>> Begin

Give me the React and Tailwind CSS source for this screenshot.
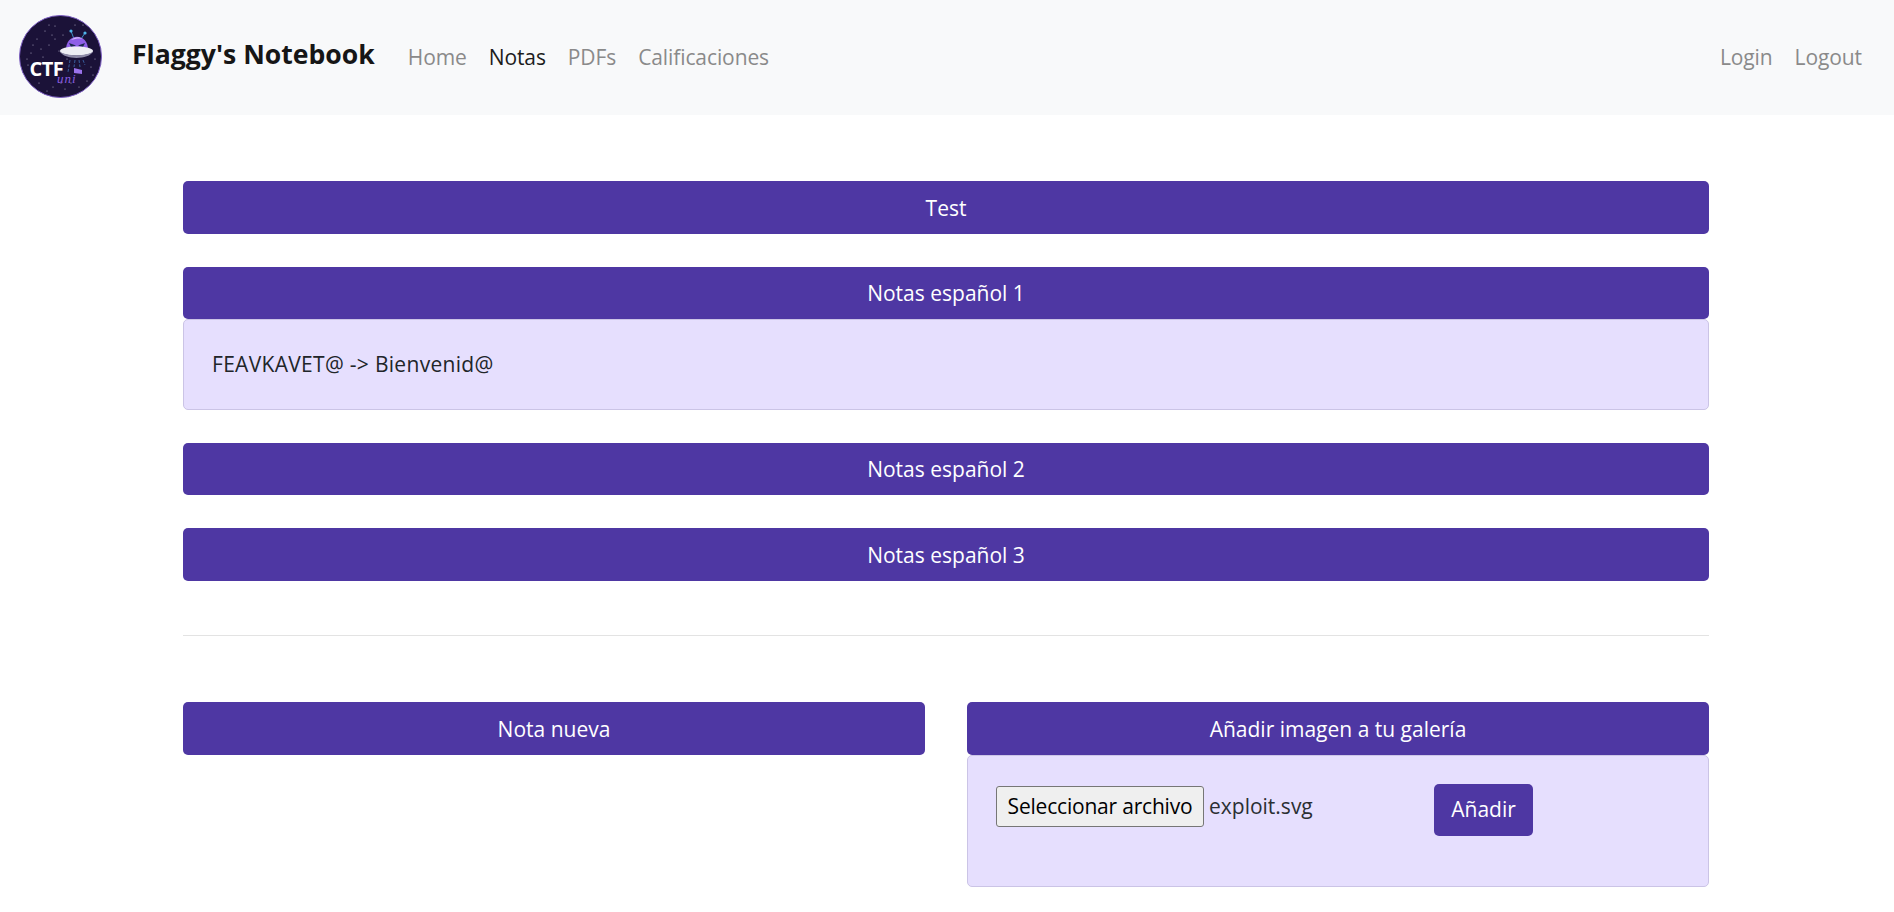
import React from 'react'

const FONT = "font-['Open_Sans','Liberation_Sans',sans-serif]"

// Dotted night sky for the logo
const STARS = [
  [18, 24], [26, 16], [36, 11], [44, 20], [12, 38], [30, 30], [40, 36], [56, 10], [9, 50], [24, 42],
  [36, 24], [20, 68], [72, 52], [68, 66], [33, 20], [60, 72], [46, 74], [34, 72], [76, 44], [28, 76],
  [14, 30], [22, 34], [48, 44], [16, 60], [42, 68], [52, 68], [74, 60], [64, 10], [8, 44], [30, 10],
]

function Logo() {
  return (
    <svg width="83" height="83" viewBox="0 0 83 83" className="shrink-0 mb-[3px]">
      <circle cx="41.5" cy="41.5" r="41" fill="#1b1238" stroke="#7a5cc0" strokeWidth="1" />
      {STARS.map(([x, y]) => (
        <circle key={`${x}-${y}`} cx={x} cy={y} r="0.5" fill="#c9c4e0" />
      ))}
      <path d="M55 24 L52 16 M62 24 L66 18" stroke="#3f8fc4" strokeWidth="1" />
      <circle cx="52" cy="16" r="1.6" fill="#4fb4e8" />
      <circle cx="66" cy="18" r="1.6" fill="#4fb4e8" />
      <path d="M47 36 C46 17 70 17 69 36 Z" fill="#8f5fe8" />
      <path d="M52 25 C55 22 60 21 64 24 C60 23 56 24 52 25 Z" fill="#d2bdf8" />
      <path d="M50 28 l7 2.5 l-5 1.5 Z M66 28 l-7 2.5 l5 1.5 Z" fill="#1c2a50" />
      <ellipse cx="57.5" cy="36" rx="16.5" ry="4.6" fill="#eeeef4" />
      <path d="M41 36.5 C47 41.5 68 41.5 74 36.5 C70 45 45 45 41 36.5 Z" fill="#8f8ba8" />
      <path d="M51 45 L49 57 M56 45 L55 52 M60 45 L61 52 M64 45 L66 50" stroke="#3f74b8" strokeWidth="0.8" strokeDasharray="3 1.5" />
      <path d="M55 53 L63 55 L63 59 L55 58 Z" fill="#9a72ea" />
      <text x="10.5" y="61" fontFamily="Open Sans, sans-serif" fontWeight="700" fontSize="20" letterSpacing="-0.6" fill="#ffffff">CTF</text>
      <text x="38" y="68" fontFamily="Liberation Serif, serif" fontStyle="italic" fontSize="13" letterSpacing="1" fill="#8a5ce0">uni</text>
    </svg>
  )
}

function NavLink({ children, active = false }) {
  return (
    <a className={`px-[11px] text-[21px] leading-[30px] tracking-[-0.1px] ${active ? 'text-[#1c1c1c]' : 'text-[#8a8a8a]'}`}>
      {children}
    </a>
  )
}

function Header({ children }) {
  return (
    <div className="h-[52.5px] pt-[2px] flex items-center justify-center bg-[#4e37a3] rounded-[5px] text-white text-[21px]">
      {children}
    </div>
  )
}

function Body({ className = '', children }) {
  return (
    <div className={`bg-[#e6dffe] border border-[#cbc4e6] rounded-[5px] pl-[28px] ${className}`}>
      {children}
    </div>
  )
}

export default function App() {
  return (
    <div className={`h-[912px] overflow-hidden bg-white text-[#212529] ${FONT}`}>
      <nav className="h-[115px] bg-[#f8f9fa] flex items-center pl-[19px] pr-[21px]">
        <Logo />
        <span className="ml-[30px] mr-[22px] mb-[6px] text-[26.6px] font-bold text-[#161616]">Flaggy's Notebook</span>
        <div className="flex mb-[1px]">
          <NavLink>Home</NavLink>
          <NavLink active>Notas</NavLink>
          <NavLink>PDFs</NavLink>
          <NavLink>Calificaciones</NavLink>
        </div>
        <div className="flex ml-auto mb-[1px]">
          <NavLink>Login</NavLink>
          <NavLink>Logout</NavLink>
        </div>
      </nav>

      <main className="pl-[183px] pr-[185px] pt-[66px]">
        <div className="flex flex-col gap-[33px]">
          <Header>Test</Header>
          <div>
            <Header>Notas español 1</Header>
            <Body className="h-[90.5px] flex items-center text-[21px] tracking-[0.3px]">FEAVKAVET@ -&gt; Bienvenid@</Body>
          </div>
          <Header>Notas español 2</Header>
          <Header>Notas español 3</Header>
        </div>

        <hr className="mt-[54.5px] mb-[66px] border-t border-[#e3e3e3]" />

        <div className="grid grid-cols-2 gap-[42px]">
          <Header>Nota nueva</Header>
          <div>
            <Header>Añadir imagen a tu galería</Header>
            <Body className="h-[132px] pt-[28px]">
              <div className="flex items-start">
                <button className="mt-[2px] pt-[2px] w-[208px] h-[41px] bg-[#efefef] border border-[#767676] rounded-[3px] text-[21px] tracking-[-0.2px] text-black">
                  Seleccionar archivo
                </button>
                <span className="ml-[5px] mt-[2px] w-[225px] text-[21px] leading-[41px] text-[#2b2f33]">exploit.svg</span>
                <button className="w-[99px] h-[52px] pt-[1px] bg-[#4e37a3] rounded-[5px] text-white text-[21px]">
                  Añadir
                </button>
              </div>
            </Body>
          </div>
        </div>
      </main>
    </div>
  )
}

>> End

## WORK TO BE COMPLETED:
Your task is to repeat the data above exactly while excluding the pictures.

## SOLUTION FOR THIS PROBLEM:
Give me the React and Tailwind CSS source for this screenshot.
import React from 'react'

const FONT = "font-['Open_Sans','Liberation_Sans',sans-serif]"

// Dotted night sky for the logo
const STARS = [
  [18, 24], [26, 16], [36, 11], [44, 20], [12, 38], [30, 30], [40, 36], [56, 10], [9, 50], [24, 42],
  [36, 24], [20, 68], [72, 52], [68, 66], [33, 20], [60, 72], [46, 74], [34, 72], [76, 44], [28, 76],
  [14, 30], [22, 34], [48, 44], [16, 60], [42, 68], [52, 68], [74, 60], [64, 10], [8, 44], [30, 10],
]

function Logo() {
  return (
    <svg width="83" height="83" viewBox="0 0 83 83" className="shrink-0 mb-[3px]">
      <circle cx="41.5" cy="41.5" r="41" fill="#1b1238" stroke="#7a5cc0" strokeWidth="1" />
      {STARS.map(([x, y]) => (
        <circle key={`${x}-${y}`} cx={x} cy={y} r="0.5" fill="#c9c4e0" />
      ))}
      <path d="M55 24 L52 16 M62 24 L66 18" stroke="#3f8fc4" strokeWidth="1" />
      <circle cx="52" cy="16" r="1.6" fill="#4fb4e8" />
      <circle cx="66" cy="18" r="1.6" fill="#4fb4e8" />
      <path d="M47 36 C46 17 70 17 69 36 Z" fill="#8f5fe8" />
      <path d="M52 25 C55 22 60 21 64 24 C60 23 56 24 52 25 Z" fill="#d2bdf8" />
      <path d="M50 28 l7 2.5 l-5 1.5 Z M66 28 l-7 2.5 l5 1.5 Z" fill="#1c2a50" />
      <ellipse cx="57.5" cy="36" rx="16.5" ry="4.6" fill="#eeeef4" />
      <path d="M41 36.5 C47 41.5 68 41.5 74 36.5 C70 45 45 45 41 36.5 Z" fill="#8f8ba8" />
      <path d="M51 45 L49 57 M56 45 L55 52 M60 45 L61 52 M64 45 L66 50" stroke="#3f74b8" strokeWidth="0.8" strokeDasharray="3 1.5" />
      <path d="M55 53 L63 55 L63 59 L55 58 Z" fill="#9a72ea" />
      <text x="10.5" y="61" fontFamily="Open Sans, sans-serif" fontWeight="700" fontSize="20" letterSpacing="-0.6" fill="#ffffff">CTF</text>
      <text x="38" y="68" fontFamily="Liberation Serif, serif" fontStyle="italic" fontSize="13" letterSpacing="1" fill="#8a5ce0">uni</text>
    </svg>
  )
}

function NavLink({ children, active = false }) {
  return (
    <a className={`px-[11px] text-[21px] leading-[30px] tracking-[-0.1px] ${active ? 'text-[#1c1c1c]' : 'text-[#8a8a8a]'}`}>
      {children}
    </a>
  )
}

function Header({ children }) {
  return (
    <div className="h-[52.5px] pt-[2px] flex items-center justify-center bg-[#4e37a3] rounded-[5px] text-white text-[21px]">
      {children}
    </div>
  )
}

function Body({ className = '', children }) {
  return (
    <div className={`bg-[#e6dffe] border border-[#cbc4e6] rounded-[5px] pl-[28px] ${className}`}>
      {children}
    </div>
  )
}

export default function App() {
  return (
    <div className={`h-[912px] overflow-hidden bg-white text-[#212529] ${FONT}`}>
      <nav className="h-[115px] bg-[#f8f9fa] flex items-center pl-[19px] pr-[21px]">
        <Logo />
        <span className="ml-[30px] mr-[22px] mb-[6px] text-[26.6px] font-bold text-[#161616]">Flaggy's Notebook</span>
        <div className="flex mb-[1px]">
          <NavLink>Home</NavLink>
          <NavLink active>Notas</NavLink>
          <NavLink>PDFs</NavLink>
          <NavLink>Calificaciones</NavLink>
        </div>
        <div className="flex ml-auto mb-[1px]">
          <NavLink>Login</NavLink>
          <NavLink>Logout</NavLink>
        </div>
      </nav>

      <main className="pl-[183px] pr-[185px] pt-[66px]">
        <div className="flex flex-col gap-[33px]">
          <Header>Test</Header>
          <div>
            <Header>Notas español 1</Header>
            <Body className="h-[90.5px] flex items-center text-[21px] tracking-[0.3px]">FEAVKAVET@ -&gt; Bienvenid@</Body>
          </div>
          <Header>Notas español 2</Header>
          <Header>Notas español 3</Header>
        </div>

        <hr className="mt-[54.5px] mb-[66px] border-t border-[#e3e3e3]" />

        <div className="grid grid-cols-2 gap-[42px]">
          <Header>Nota nueva</Header>
          <div>
            <Header>Añadir imagen a tu galería</Header>
            <Body className="h-[132px] pt-[28px]">
              <div className="flex items-start">
                <button className="mt-[2px] pt-[2px] w-[208px] h-[41px] bg-[#efefef] border border-[#767676] rounded-[3px] text-[21px] tracking-[-0.2px] text-black">
                  Seleccionar archivo
                </button>
                <span className="ml-[5px] mt-[2px] w-[225px] text-[21px] leading-[41px] text-[#2b2f33]">exploit.svg</span>
                <button className="w-[99px] h-[52px] pt-[1px] bg-[#4e37a3] rounded-[5px] text-white text-[21px]">
                  Añadir
                </button>
              </div>
            </Body>
          </div>
        </div>
      </main>
    </div>
  )
}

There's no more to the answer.